What you are asked to do
Give back the full listing, character for character, with no pictures.

Dataset content
— start —

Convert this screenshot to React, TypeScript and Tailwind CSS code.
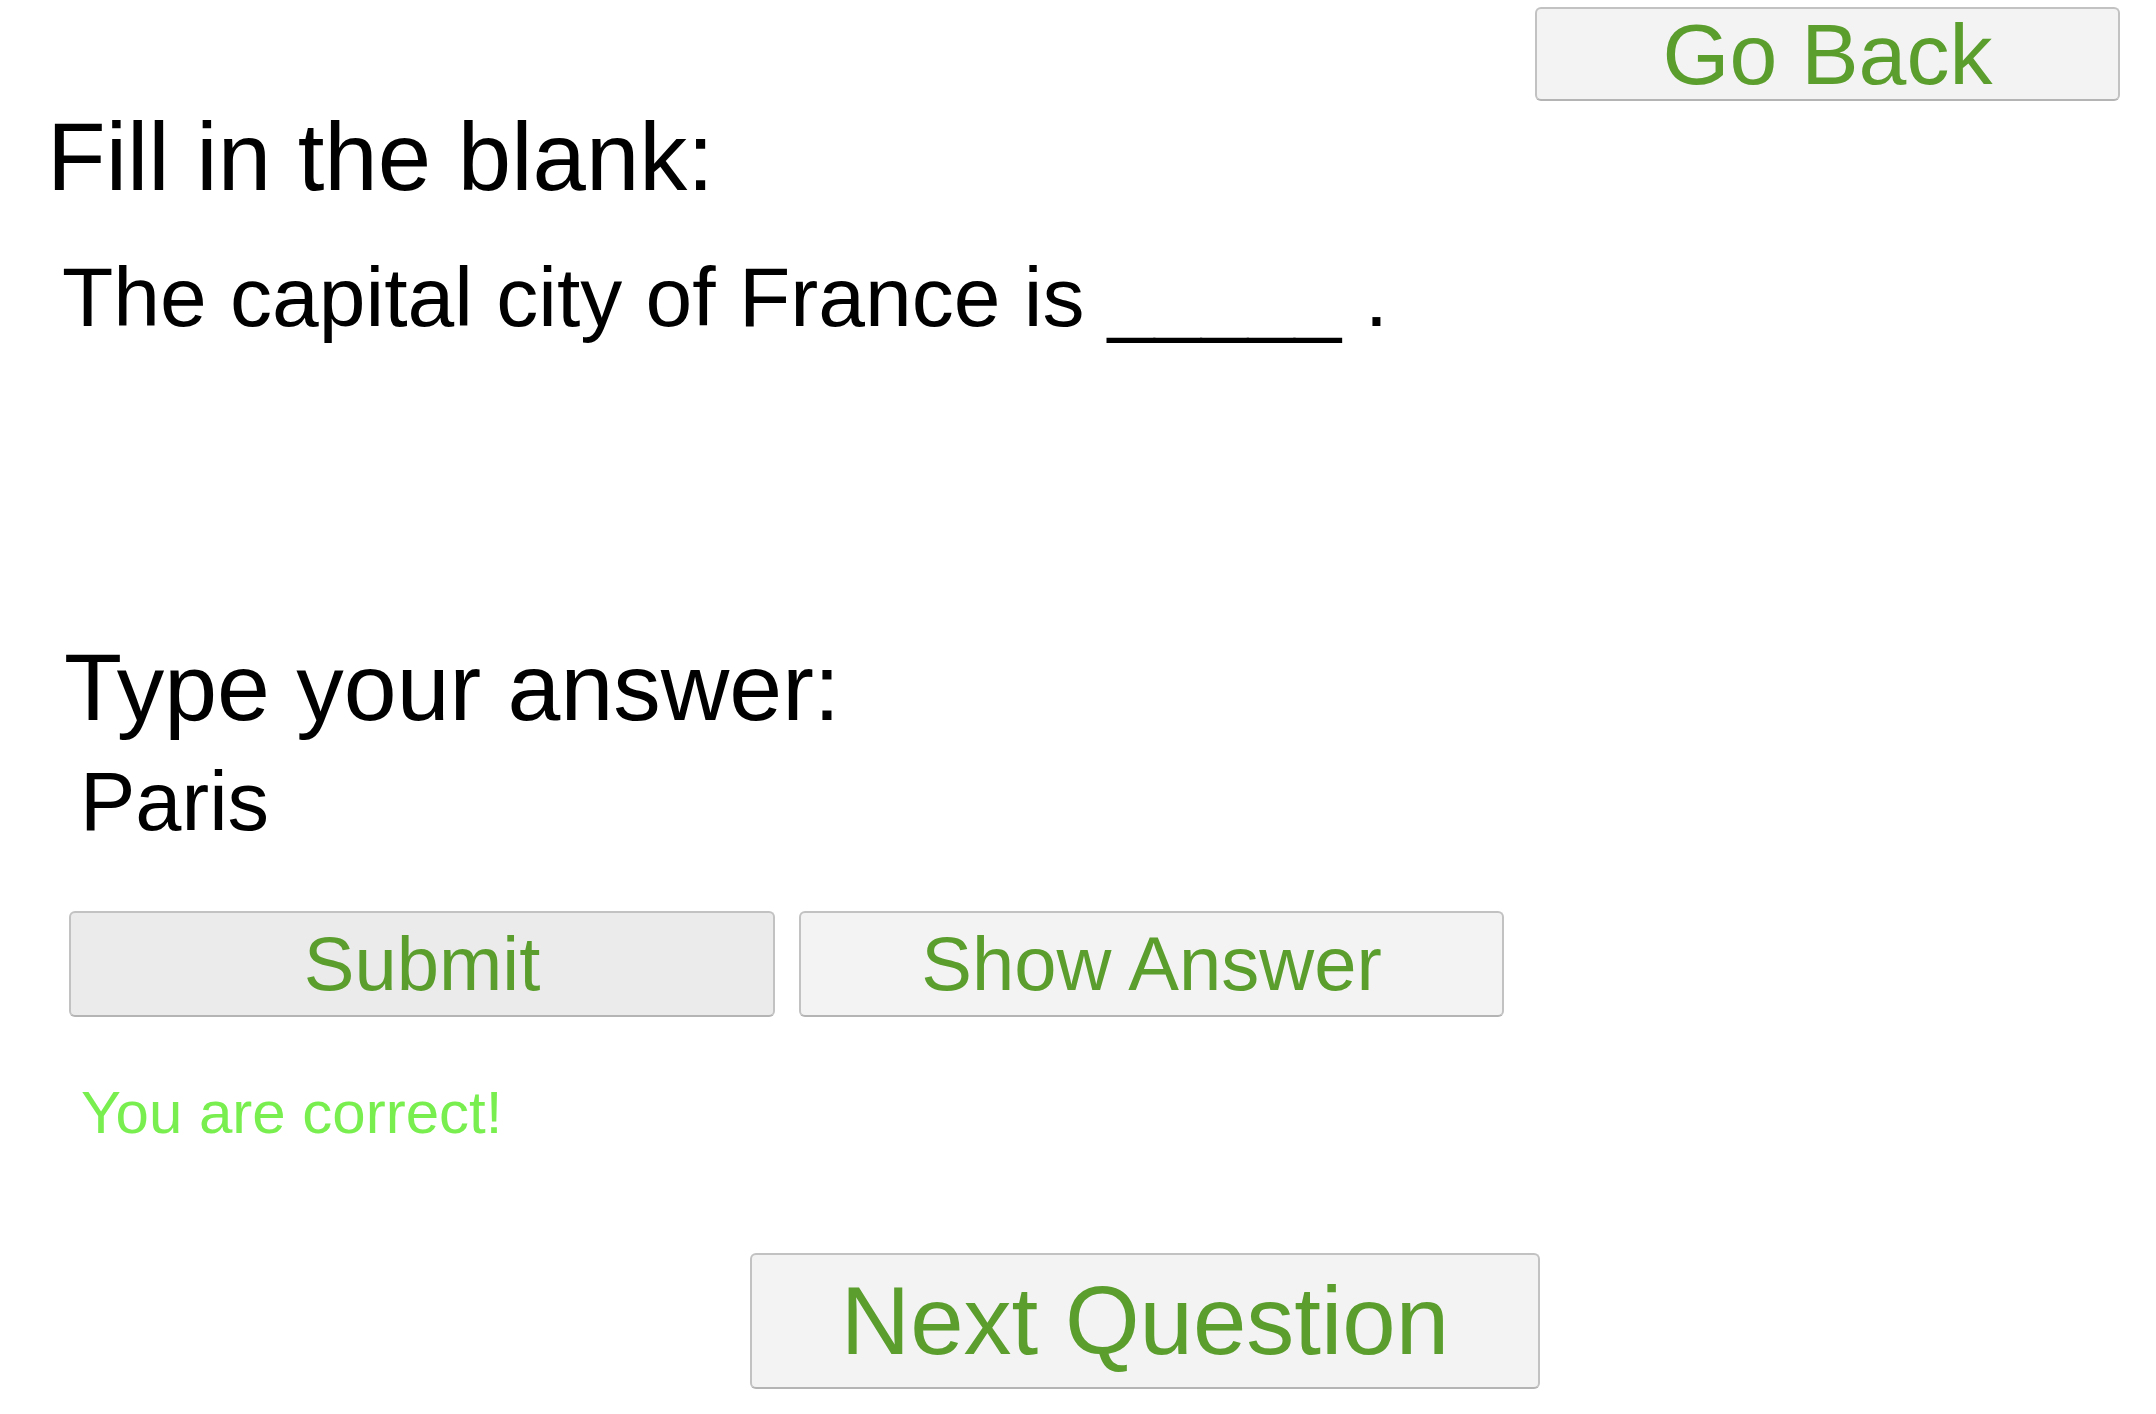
import React from "react";

function QuizButton({ label, className }: { label: string; className: string }) {
  return (
    <button
      type="button"
      className={`flex items-center justify-center rounded-[6px] border-2 border-[#c2c2c2] border-b-[#b4b4b4] leading-none text-[#5b9e2e] ${className}`}
    >
      {label}
    </button>
  );
}

export default function App() {
  return (
    <div className="min-h-[1414px] w-[2156px] bg-white font-['Liberation_Sans',Arial,sans-serif] text-black">
      {/* Header */}
      <div className="flex justify-end pr-[36px] pt-[7px]">
        <QuizButton label="Go Back" className="h-[94px] w-[585px] bg-[#f3f3f3] text-[86px]" />
      </div>

      {/* Question */}
      <h1 className="mt-[8px] pl-[47px] text-[96px] leading-none">Fill in the blank:</h1>
      <p className="mt-[50px] pl-[62px] text-[84px] leading-none">The capital city of France is _____ .</p>

      {/* Answer */}
      <h2 className="mt-[301px] pl-[64px] text-[95px] leading-none">Type your answer:</h2>
      <p className="mt-[25px] pl-[80px] text-[83px] leading-none">Paris</p>

      <div className="mt-[68px] flex gap-[24px] pl-[69px]">
        <QuizButton label="Submit" className="h-[106px] w-[706px] bg-[#ebebeb] text-[76px]" />
        <QuizButton label="Show Answer" className="h-[106px] w-[705px] bg-[#f3f3f3] text-[76px]" />
      </div>

      <p className="mt-[66px] pl-[81px] text-[60px] leading-none text-[#78ef4f]">You are correct!</p>

      <div className="mt-[110px] pl-[750px]">
        <QuizButton label="Next Question" className="h-[136px] w-[790px] bg-[#f3f3f3] text-[96px]" />
      </div>
    </div>
  );
}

— end —

Completed exercise
Convert this screenshot to React, TypeScript and Tailwind CSS code.
import React from "react";

function QuizButton({ label, className }: { label: string; className: string }) {
  return (
    <button
      type="button"
      className={`flex items-center justify-center rounded-[6px] border-2 border-[#c2c2c2] border-b-[#b4b4b4] leading-none text-[#5b9e2e] ${className}`}
    >
      {label}
    </button>
  );
}

export default function App() {
  return (
    <div className="min-h-[1414px] w-[2156px] bg-white font-['Liberation_Sans',Arial,sans-serif] text-black">
      {/* Header */}
      <div className="flex justify-end pr-[36px] pt-[7px]">
        <QuizButton label="Go Back" className="h-[94px] w-[585px] bg-[#f3f3f3] text-[86px]" />
      </div>

      {/* Question */}
      <h1 className="mt-[8px] pl-[47px] text-[96px] leading-none">Fill in the blank:</h1>
      <p className="mt-[50px] pl-[62px] text-[84px] leading-none">The capital city of France is _____ .</p>

      {/* Answer */}
      <h2 className="mt-[301px] pl-[64px] text-[95px] leading-none">Type your answer:</h2>
      <p className="mt-[25px] pl-[80px] text-[83px] leading-none">Paris</p>

      <div className="mt-[68px] flex gap-[24px] pl-[69px]">
        <QuizButton label="Submit" className="h-[106px] w-[706px] bg-[#ebebeb] text-[76px]" />
        <QuizButton label="Show Answer" className="h-[106px] w-[705px] bg-[#f3f3f3] text-[76px]" />
      </div>

      <p className="mt-[66px] pl-[81px] text-[60px] leading-none text-[#78ef4f]">You are correct!</p>

      <div className="mt-[110px] pl-[750px]">
        <QuizButton label="Next Question" className="h-[136px] w-[790px] bg-[#f3f3f3] text-[96px]" />
      </div>
    </div>
  );
}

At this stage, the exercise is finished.